EXERCISE REQUIREMENTS » Give back the full listing, character for character, with no pictures.

===== DATA EXCERPT =====

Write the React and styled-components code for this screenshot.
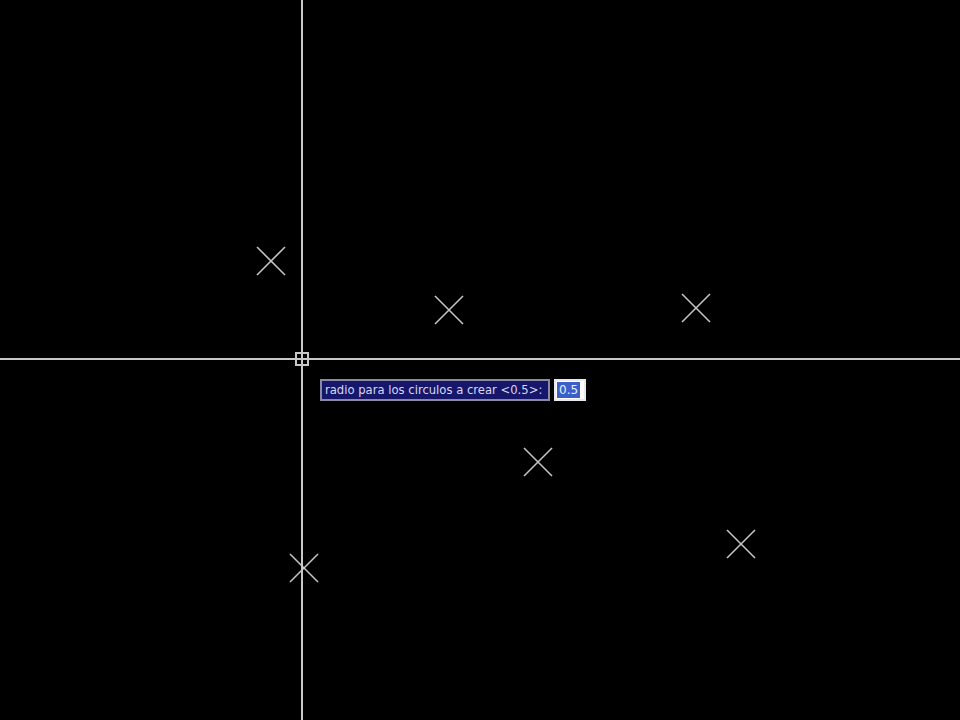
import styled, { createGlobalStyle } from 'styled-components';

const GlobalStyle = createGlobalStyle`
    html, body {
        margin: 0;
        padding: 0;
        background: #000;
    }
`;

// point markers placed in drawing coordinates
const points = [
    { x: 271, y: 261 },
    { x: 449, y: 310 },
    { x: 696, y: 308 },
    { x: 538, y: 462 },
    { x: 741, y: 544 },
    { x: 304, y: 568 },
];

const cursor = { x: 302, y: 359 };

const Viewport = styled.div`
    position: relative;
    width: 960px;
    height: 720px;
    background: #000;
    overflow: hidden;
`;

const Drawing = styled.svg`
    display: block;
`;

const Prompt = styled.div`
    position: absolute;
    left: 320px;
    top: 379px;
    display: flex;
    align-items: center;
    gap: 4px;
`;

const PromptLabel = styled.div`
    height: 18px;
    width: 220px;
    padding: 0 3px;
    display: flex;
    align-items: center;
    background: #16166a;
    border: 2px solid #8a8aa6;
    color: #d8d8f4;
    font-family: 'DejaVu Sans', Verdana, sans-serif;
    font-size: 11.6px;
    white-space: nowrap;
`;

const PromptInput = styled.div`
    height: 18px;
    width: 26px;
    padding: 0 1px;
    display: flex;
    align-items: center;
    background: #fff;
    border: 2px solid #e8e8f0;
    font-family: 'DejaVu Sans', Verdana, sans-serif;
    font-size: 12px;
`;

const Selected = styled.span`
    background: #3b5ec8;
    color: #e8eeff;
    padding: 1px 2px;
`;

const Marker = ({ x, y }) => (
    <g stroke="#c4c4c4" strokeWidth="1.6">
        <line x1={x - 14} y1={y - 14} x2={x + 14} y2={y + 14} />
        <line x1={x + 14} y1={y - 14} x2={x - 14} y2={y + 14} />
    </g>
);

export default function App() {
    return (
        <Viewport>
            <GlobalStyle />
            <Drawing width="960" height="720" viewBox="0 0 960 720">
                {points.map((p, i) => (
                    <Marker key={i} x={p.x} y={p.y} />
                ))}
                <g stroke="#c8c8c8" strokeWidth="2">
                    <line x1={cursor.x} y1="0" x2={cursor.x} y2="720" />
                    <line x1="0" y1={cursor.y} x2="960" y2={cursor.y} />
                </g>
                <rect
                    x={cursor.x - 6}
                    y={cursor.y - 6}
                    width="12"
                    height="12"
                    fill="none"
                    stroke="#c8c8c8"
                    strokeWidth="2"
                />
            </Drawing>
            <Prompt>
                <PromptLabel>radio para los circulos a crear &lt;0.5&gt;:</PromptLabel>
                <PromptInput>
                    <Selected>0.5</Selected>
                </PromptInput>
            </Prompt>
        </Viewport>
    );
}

=====

WRITTEN RESPONSE »
Write the React and styled-components code for this screenshot.
import styled, { createGlobalStyle } from 'styled-components';

const GlobalStyle = createGlobalStyle`
    html, body {
        margin: 0;
        padding: 0;
        background: #000;
    }
`;

// point markers placed in drawing coordinates
const points = [
    { x: 271, y: 261 },
    { x: 449, y: 310 },
    { x: 696, y: 308 },
    { x: 538, y: 462 },
    { x: 741, y: 544 },
    { x: 304, y: 568 },
];

const cursor = { x: 302, y: 359 };

const Viewport = styled.div`
    position: relative;
    width: 960px;
    height: 720px;
    background: #000;
    overflow: hidden;
`;

const Drawing = styled.svg`
    display: block;
`;

const Prompt = styled.div`
    position: absolute;
    left: 320px;
    top: 379px;
    display: flex;
    align-items: center;
    gap: 4px;
`;

const PromptLabel = styled.div`
    height: 18px;
    width: 220px;
    padding: 0 3px;
    display: flex;
    align-items: center;
    background: #16166a;
    border: 2px solid #8a8aa6;
    color: #d8d8f4;
    font-family: 'DejaVu Sans', Verdana, sans-serif;
    font-size: 11.6px;
    white-space: nowrap;
`;

const PromptInput = styled.div`
    height: 18px;
    width: 26px;
    padding: 0 1px;
    display: flex;
    align-items: center;
    background: #fff;
    border: 2px solid #e8e8f0;
    font-family: 'DejaVu Sans', Verdana, sans-serif;
    font-size: 12px;
`;

const Selected = styled.span`
    background: #3b5ec8;
    color: #e8eeff;
    padding: 1px 2px;
`;

const Marker = ({ x, y }) => (
    <g stroke="#c4c4c4" strokeWidth="1.6">
        <line x1={x - 14} y1={y - 14} x2={x + 14} y2={y + 14} />
        <line x1={x + 14} y1={y - 14} x2={x - 14} y2={y + 14} />
    </g>
);

export default function App() {
    return (
        <Viewport>
            <GlobalStyle />
            <Drawing width="960" height="720" viewBox="0 0 960 720">
                {points.map((p, i) => (
                    <Marker key={i} x={p.x} y={p.y} />
                ))}
                <g stroke="#c8c8c8" strokeWidth="2">
                    <line x1={cursor.x} y1="0" x2={cursor.x} y2="720" />
                    <line x1="0" y1={cursor.y} x2="960" y2={cursor.y} />
                </g>
                <rect
                    x={cursor.x - 6}
                    y={cursor.y - 6}
                    width="12"
                    height="12"
                    fill="none"
                    stroke="#c8c8c8"
                    strokeWidth="2"
                />
            </Drawing>
            <Prompt>
                <PromptLabel>radio para los circulos a crear &lt;0.5&gt;:</PromptLabel>
                <PromptInput>
                    <Selected>0.5</Selected>
                </PromptInput>
            </Prompt>
        </Viewport>
    );
}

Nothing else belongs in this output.